Front-end source files:
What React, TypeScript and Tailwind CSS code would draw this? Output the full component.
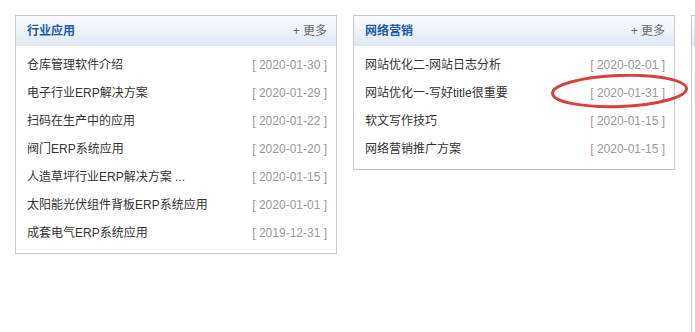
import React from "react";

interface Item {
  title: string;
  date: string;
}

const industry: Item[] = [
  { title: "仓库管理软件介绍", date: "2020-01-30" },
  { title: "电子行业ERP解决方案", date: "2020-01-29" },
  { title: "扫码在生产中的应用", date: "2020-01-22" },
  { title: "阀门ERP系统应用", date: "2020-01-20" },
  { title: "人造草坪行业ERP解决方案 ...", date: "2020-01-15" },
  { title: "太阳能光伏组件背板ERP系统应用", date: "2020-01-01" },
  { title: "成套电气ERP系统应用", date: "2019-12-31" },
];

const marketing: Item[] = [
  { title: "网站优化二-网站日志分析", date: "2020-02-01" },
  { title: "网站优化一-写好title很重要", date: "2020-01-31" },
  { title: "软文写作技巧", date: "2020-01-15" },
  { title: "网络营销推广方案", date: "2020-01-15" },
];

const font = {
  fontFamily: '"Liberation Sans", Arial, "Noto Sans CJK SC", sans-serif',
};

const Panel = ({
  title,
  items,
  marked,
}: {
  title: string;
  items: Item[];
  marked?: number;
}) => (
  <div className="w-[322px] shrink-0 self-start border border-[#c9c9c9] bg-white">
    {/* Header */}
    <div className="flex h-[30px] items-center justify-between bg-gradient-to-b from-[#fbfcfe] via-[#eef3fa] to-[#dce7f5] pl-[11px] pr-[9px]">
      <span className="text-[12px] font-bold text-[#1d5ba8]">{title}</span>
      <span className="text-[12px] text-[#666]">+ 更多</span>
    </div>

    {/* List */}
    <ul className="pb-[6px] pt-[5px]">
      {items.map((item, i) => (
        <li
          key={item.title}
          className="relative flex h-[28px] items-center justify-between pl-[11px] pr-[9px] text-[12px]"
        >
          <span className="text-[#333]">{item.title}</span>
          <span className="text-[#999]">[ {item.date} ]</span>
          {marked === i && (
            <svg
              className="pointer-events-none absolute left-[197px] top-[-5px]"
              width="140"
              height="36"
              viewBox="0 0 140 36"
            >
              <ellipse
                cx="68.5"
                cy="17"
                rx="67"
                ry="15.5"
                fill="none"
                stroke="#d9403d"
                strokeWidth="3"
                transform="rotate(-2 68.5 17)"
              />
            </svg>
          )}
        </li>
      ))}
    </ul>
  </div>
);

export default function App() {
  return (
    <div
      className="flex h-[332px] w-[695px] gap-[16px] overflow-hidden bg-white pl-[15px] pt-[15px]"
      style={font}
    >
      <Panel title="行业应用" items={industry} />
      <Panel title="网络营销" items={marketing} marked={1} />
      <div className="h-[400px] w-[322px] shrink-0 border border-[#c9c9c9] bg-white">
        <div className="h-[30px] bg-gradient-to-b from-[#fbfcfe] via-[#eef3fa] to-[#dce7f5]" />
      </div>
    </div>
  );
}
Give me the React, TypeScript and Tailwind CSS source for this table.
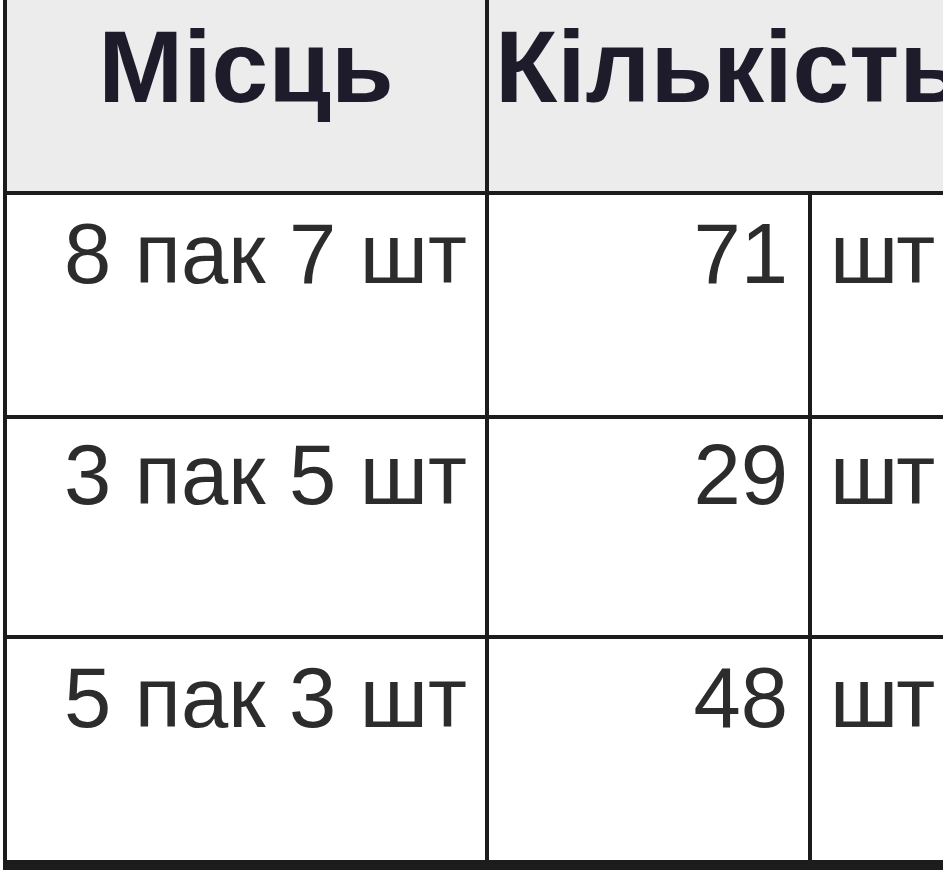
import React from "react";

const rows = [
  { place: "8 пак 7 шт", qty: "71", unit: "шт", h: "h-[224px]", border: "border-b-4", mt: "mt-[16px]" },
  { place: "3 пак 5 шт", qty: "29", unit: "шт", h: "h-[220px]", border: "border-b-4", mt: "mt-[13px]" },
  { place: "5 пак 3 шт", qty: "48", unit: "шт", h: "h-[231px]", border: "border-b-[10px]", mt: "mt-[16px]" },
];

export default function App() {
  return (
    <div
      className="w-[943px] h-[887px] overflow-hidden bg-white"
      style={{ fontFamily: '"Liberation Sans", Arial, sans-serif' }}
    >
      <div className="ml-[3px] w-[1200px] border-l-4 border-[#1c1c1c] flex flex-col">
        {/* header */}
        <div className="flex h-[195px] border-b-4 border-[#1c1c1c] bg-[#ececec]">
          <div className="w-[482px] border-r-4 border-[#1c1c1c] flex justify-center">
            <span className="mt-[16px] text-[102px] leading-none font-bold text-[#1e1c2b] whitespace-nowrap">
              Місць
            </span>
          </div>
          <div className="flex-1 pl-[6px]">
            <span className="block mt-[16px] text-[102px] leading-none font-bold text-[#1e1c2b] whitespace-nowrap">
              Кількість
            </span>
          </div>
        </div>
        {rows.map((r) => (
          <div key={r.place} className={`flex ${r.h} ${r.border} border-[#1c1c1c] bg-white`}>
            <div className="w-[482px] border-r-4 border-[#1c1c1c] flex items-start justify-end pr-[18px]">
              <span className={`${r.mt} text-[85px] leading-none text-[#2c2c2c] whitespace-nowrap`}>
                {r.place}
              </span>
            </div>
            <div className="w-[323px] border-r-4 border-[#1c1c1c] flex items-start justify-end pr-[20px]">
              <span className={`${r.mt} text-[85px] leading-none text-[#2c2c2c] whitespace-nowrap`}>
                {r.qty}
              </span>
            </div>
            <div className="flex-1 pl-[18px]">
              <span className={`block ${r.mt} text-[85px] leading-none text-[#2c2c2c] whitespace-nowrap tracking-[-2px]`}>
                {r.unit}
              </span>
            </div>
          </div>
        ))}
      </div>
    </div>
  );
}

Exercise objective:
Of the lines above, how many contain the string "Tailwind"? Only the number is required.

Completed task:
2